I am simply making it official by putting this in a public writing forum. I'm signing back up. Signing back up for wholeheartedness. My heart has grown cold in several areas and it's time to place it next to the fire again and give the Lord time to do His thing. I really haven't been in a steady season of walking with the Lord for about a year. I am encouraged in the fact that He has still been persuing me, speaking to me and correcting me. There's affection in His correction! But I have tasted and seen that He is good, and I'm ruined. There is no other place for me to be but in the center of His heart. So today I'm signing back up for wholeheartedness. May my heart burn, and my faith result in obedience to the voice of God

Tuesday, November 21, 2006

A long time coming

I just recieved via UPS, my first owned computer. It's a Dell Laptop and I like it! It's not the very best in the computer world, but it's by far enough for me, at least for now. My long absence from the blogging world has simply been due to lack of internet access. The desktop computer that I had been using at the house of prayer is out of commission. So needless to say, this is a blessing. I will hopefully be doing a lot of things on this site.

Sunday, October 22, 2006

What A View

While with my mother yesterday in Chicago, we sat along lake Michigan and looked at what is called "the Magnificent Mile." It's a mile stretch of the skyline in Chicago, featuring some of the worlds largest and most unique skyscrapers and buildings. Surrounded by the color of fall trees, with gentle waves sweeping against the rocks, it doesn't get much better.

We also went to the top of the sears tower at night and saw life's view from the third tallest building in the world. It was great. Besides that we did a lot of walking, took a boat ride on lake Michigan and had lots of good food.

Friday, October 06, 2006

Martyrdom

Most people would think it was odd, I actually find it interesting myself, but I actually think about dying for Jesus quite often. Not in a morbid way at all, but in a sober way. I ask myself questions like; If someone put a gun to your head and told you to renounce Christ, what would you do? Is my heart rooted and grounded enough in His to stand? Do I really love Him like that? ect. I think most people and myself say, well that's a possibility, but do you really have to think about it, or actually prepare to die? And sometimes it seems odd, but then I think about Jesus who was born to die. He thought about it and talked about it well before it happened. And He was prepared for it. I guess were all born to die, the question is only what for. The reality is a lot of my generation has thought these thoughts because many of us will suffer persecution and martyrdom.

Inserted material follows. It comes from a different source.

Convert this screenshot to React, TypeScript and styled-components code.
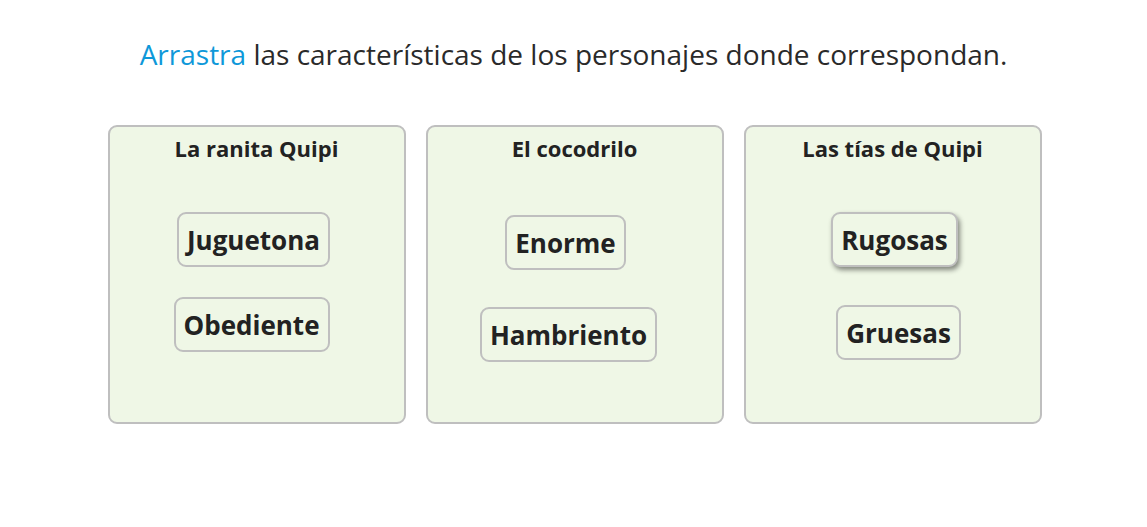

I went through an experience this week that brought me closer to death than I have ever been before. Through my suffering, the revelation of Jesus suffering, and death for me, have been so sweet it's all worth it! It's also caused me to really look deep within my heart and ask do I really have the stuff to live out true christianity? I don't think we have a clue in the west what true christianity is at all. And the question of who can stand bears weight beyond what we can now know.

Tuesday, October 03, 2006

From my own notebook

I'm going to share here random different writings and observations found in my notebook from times of prayer. Enjoy!

The Cross
Sitting at the foot of the cross beholding the beauty of mercy and justice, the heart is won for love. Here men are marked forever, changed from sinners to saints, from cowards to bond-slaves


URGENCY
Am I walking in urgency? Am I really sober and awake? Am I urgent and desiring the holiness and righteousness of Christ? Am I urgent to be prepared for His appearing? Am I urgent to hasten it's day? Am I urgent in my prayer life for revival and salvation?

End Times
I love how when I read about Jesus Mellineal Kingdom, how my heart burns with longing and zeal to see that day. I am bolstered with hope and this is why it is important to study these realities. In thinking about the End Times, my heart trembles with a sense of mourning for my own lack of preperation, sorrow for humanity and urgency in my spirit to be prepared. The lie in my own heart and in the hearts of western culture is that we just need to calm down, not be so hyped up. But where in the bible concerning the end-times does it say to just relax about it?

Monday, October 02, 2006

Joel 2

Today starts the bridegroom fast here at IHOP KC. I am so thankful for my time here in KC. It has been wonderful to sit under some awesome teaching and soak in the house of prayer. Today my excellencies of Christ class also starts our guided study project which will be a lot of fun. (hopefully I can write more about that later) I'm participating in the Bridegroom fast and then extending my fast a little bit. I'm going to be praying Joel 2 quite a bit because I need to rend my heart and re-align with Jesus and the truth of His word, and so does the nation. We need urgency, to be awake, alert, sober in this hour.